Di dalam buku ini terbagi menjadi 7 bab, yaitu pada Bab 1 mengenai Tinjauan Umum Tentang Hukum Kewarisan Islam, Bab 2 mengenai Ahli Waris, Bab 3 mengenai Pembagian Harta Warisan, Bab 4 mengenai Kewarisan Dalam Bentuk Tertentu, Bab 5 mengenai Wasiat Dan Hubungannya Dengan Hukum Kewarisan, Bab 6 mengenai Hibah Dan Hubungannya Dengan Hukum Kewarisan, dan yang terakhir Bab 7 mengenai Hukum Kewarisan Islam Dalam Hukum Positif Indonesia.

Menurut etimologi, waris berasal dari kata waratsa yang memiliki beberapa arti yaitu, yang pertama 'mengganti' yang terdapat di dalam Q.S. An-Naml/27:16, yang kedua 'memberi' yang terdapat di dalam Q.S. Az-Zumar/39:74, dan yang terakhir adalah 'mewarisi' yang terdapat di dalam Q.S. Maryam/19:6. 

Sedangkan menurut terminologi, hukum kewarisan ialah suatu hukum yang dimana didalamnya mengatur tentang segala pemindahan hak kepemilikan harta peninggalan pewaris, lalu menentukan siapa saja yang berhak untuk menjadi ahli waris serta diatur juga berapa bagian dari tiap ahli warisnya. 

Lantas mengapa kita sebagai muslim dianjurkan untuk mempelajari Hukum Kewarisan Islam, diantaranya ialah: Ilmu waris akan dicabut pertama kali dari ingatan umat Rasulullah SAW., Adanya perintah khusus dari Nabi SAW., Apabila mempelajarinya itu sejajar dengan belajar Al-Qur'an, menghindari perpecahan keluarga, dan menghindari ancaman di akhirat. 

Didalam Hukum Kewarisan Islam juga terdapat asas-asas yang menyertainya diantaranya adalah, 

1. Asas Ijbari, yaitu peralihan harta dari seseorang yang sudah wafat kepada sang ahli waris, asas ini berlaku dengan sendirinya menurut kehendak Allah SWT. Tanpa tergantung kepada kehendak si pewaris. 

2. Asas Bilateral, yaitu Yaitu harta warusa beralih kepada atau melalui dua arah.

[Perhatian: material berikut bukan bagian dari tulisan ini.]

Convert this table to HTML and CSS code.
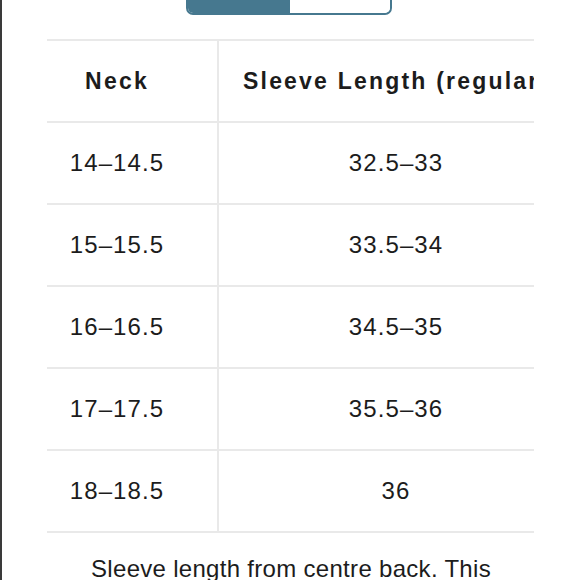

Hal ini berarti bahwa setiap orang menerima hak ke warisan dari kedua belah pihak garis kerabat, yaitu pihak keranat garis keturunan laki-laki dan pihak kerabat garis keturunan perempuan. 

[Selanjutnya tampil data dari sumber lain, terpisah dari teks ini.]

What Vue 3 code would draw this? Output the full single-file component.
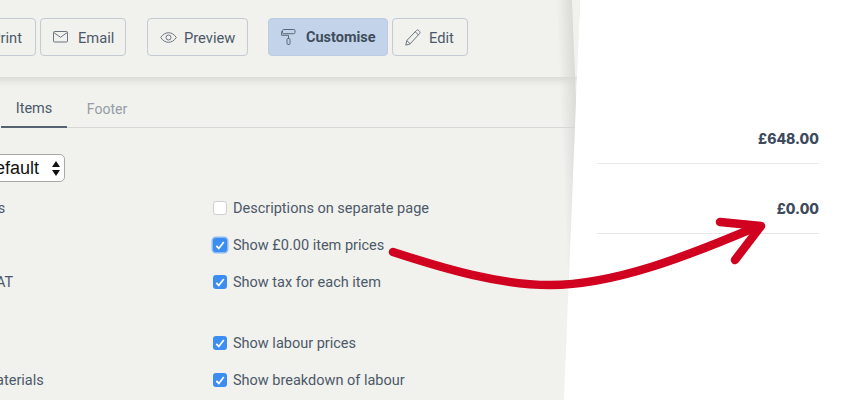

3. Asas Keadilan Berimbang, yaitu Yaitu keseimbangan atau kesetaraan antara hak dan kewajiban dan keseimbangan antara yang diperoleh dengan keperluan dan kegunaan. 

4. Asas Individual, yaitu Yaitu harta warisan dapat dibagi-bagi yang dimiliki secara perorangan. Masing-masing ahli waris menerima bagiannya secara tersendiri, tanpa terikat dengan ahli waris yang lain. 

5. Asas Semata Akibat Kematian, yaitu harta seseorang tidak dapat beralih kepada orang lain atas nama waris selama yang memiliki harta masih hidup. 

6. Asas Ketulusan,

7. Asas Ta'abudi (Penghambaan Diri), 

8. Asas Huququl Maliyah (Hak-hak Kebendaan), 

9. Asas Huququn Thaba'iyah (Hak-hak Dasar), 

10. Asas Membagi Habis Harta Warisan.

Dasar hukum kewarisan itu sendiri termaktub di dalam Al-Qur'an dalam Q.S. An-Nisa ayat 7-14, 33, 176, Q.S. Al-Anfal ayat 75, juga hadits-hadits Nabi Muhammad SAW, Ijma'/Kesepakatan Ulama, dan Ijtihad. 

Terkait rukun waris yang terbagi menjadi 3 yaitu, Harta Warisan, Pewaris, dan Ahli Waris. Untuk sebab-sebab mewarisi ada 4 yaitu, karena hubungan kekeluargaan, karena adanya hubungan tali perkawinan, karena adanya hubungan agama sesama, karena adanya hubungan wala' (sebab memerdekakan budak). 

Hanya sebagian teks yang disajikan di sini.